- RAW DATA:
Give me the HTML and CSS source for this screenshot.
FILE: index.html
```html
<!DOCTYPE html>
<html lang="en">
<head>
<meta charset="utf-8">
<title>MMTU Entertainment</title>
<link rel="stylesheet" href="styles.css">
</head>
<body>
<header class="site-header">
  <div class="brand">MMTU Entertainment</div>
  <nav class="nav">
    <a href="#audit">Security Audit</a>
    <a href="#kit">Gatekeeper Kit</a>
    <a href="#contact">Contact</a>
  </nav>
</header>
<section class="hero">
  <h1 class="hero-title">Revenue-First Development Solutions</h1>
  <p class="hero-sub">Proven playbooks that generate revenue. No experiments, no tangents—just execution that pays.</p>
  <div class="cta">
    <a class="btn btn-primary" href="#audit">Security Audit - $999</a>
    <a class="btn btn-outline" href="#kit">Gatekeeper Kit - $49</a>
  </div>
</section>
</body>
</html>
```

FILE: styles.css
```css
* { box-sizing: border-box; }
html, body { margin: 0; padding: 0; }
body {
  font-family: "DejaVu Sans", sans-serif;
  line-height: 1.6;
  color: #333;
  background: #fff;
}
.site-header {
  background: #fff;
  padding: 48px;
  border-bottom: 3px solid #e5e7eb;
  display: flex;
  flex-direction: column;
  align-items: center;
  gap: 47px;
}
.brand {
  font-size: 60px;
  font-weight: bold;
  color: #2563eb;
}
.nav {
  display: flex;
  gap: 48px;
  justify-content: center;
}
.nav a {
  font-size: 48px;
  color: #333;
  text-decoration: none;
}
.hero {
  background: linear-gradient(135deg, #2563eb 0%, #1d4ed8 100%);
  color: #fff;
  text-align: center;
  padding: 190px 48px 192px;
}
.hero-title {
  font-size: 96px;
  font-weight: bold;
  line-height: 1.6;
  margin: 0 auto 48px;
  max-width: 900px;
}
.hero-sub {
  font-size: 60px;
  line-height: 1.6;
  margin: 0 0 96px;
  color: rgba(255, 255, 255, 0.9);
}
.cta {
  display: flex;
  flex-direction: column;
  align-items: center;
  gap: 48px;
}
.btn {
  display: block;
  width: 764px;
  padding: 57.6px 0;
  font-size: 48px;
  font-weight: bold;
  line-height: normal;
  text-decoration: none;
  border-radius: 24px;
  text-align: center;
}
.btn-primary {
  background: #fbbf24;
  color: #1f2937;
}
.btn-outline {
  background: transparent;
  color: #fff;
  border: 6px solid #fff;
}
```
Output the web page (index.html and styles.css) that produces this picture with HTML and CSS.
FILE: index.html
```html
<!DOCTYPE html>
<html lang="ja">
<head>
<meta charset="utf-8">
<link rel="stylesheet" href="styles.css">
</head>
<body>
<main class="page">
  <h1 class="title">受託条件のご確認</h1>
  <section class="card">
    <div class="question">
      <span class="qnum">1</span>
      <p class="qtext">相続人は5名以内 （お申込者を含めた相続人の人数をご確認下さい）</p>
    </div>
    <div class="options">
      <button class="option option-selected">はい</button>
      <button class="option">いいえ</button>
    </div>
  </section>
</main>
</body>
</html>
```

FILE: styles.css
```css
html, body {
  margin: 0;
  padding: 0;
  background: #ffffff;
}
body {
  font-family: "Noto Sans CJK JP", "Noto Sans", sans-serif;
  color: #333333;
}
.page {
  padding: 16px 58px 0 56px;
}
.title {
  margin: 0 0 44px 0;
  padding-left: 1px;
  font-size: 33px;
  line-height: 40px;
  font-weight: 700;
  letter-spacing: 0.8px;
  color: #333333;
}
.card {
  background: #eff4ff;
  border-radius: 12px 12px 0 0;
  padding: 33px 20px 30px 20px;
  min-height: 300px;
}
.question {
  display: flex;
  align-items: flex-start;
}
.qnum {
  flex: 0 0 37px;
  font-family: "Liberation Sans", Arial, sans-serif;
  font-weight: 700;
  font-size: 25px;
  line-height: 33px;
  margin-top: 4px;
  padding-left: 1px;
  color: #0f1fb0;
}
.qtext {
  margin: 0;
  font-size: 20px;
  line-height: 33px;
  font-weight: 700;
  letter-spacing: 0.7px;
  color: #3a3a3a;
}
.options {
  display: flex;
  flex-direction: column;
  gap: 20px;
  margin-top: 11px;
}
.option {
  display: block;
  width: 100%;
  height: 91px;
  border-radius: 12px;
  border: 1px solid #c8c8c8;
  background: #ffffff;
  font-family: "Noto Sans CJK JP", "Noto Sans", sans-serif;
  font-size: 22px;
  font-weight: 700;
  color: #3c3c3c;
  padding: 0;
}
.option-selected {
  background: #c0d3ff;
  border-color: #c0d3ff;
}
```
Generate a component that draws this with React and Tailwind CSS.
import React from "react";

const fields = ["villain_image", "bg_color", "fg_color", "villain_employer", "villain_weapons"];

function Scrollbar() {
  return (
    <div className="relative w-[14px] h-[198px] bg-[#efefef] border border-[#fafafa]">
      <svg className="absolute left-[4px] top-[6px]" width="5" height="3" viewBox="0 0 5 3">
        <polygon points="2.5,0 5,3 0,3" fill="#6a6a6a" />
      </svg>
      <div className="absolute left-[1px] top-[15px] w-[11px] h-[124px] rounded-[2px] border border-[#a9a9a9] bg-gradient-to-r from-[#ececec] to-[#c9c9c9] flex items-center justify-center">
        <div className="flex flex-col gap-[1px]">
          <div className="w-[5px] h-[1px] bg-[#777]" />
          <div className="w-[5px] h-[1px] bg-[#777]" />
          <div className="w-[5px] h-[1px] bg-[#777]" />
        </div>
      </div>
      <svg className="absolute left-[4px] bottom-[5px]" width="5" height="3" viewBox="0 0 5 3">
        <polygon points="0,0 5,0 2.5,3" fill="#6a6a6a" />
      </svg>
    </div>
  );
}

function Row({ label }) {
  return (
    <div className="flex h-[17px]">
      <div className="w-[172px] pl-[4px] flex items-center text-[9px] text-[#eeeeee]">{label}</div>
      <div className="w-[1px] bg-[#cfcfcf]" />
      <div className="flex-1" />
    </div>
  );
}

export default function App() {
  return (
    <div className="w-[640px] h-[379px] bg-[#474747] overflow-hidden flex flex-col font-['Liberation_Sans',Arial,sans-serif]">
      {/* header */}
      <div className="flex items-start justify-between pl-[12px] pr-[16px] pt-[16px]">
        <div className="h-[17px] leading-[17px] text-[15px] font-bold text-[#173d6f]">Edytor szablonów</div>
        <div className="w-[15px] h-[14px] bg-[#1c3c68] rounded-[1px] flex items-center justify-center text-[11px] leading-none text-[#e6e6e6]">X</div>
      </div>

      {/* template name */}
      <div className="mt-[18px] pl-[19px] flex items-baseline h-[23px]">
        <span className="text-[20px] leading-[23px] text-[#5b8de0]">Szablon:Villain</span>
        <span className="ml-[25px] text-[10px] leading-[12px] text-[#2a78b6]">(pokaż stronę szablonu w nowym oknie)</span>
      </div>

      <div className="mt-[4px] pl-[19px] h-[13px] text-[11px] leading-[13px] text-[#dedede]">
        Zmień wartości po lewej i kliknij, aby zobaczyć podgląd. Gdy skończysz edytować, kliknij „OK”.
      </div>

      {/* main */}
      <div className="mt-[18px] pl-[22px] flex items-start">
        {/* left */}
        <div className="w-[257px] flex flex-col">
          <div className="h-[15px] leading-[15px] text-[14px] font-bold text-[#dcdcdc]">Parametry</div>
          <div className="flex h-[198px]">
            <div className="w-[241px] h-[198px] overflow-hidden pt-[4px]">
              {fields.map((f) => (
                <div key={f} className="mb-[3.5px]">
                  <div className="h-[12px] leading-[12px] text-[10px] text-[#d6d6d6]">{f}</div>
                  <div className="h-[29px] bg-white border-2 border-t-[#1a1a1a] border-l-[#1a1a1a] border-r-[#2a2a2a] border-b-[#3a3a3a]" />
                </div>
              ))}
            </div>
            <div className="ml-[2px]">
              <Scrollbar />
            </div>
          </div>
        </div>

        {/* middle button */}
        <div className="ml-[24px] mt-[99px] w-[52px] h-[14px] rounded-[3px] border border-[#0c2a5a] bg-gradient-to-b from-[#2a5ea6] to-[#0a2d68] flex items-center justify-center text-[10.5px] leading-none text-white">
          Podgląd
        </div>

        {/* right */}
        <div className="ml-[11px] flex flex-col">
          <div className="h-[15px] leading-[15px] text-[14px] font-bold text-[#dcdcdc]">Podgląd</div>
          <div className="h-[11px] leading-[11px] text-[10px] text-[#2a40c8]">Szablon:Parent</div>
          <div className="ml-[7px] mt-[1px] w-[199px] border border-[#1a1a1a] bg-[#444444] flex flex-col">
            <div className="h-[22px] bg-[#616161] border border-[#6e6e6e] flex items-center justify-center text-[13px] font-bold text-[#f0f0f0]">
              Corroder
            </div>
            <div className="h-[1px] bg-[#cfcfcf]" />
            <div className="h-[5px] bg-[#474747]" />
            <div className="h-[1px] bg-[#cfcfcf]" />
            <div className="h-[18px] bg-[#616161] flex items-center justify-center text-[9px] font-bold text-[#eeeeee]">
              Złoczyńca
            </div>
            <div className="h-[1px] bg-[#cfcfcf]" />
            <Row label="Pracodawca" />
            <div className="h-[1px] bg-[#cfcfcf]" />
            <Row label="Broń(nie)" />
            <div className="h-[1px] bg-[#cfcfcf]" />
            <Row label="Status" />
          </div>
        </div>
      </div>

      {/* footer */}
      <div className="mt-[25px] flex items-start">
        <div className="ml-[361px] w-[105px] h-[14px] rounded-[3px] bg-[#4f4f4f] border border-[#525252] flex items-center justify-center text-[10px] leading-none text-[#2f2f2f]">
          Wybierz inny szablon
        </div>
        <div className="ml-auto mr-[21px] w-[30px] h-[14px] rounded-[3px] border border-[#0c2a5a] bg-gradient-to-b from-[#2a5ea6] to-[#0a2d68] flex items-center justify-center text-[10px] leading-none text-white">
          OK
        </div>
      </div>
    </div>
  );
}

- STATED GOAL: Check each line of the records for "this" and copy the ones that contain it.

- EXERCISE SOLUTION:
Give me the HTML and CSS source for this screenshot.
Output the web page (index.html and styles.css) that produces this picture with HTML and CSS.
Generate a component that draws this with React and Tailwind CSS.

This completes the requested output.